If the only basis for perception of speed is essentially deceit, ``being less annoying'' means it lies to you more --- I don't think I'd call that an intrinsically positive feature.
Thought experiment: two programs take exactly the same time to complete a task but one of them is perceived as slow and the other as fast (for whatever reason). Shouldn't this make the latter the better one of the two programs? At least I would count "being less annoying than the other program" (assuming that perceived slowness is annoying) as a positive feature.
Slow enough to notice is slow enough to annoy somebody out there. Yes certainly there are diminishing returns, but if you can be noticeably faster than your competitors, that makes a really good impression.
It’s never fast enough until people can’t tell the difference. “Pretty fast” is meaningless in that context. What matters is whether it is perceptibly faster or slower.
I guess I see 'Speed as a Habit' and take the article as culture setting and a negative.
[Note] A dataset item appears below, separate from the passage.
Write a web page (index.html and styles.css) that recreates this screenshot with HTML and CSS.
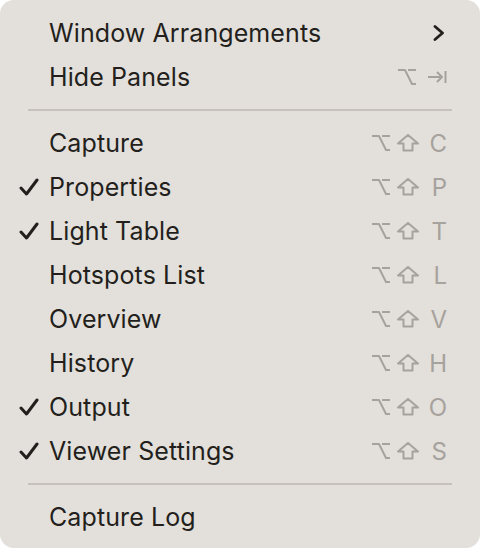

It seems like you see the article as a way to avoid poor decision making and planning habits and a positive. The truth probably lies somewhere in between.
Agreed. He’s unnecessarily conflating “fast” and “bad”. Often times people move quickly because they know what they’re doing, not because they’re mindlessly flailing.
The attempt to characterize the two traits as inseparable is like drawing a picture of a <demographic_x> robbing a store and showing it to people like “See how awful <demographic_x> is?”. There’s no actual evidence, it’s just a baseless assertion.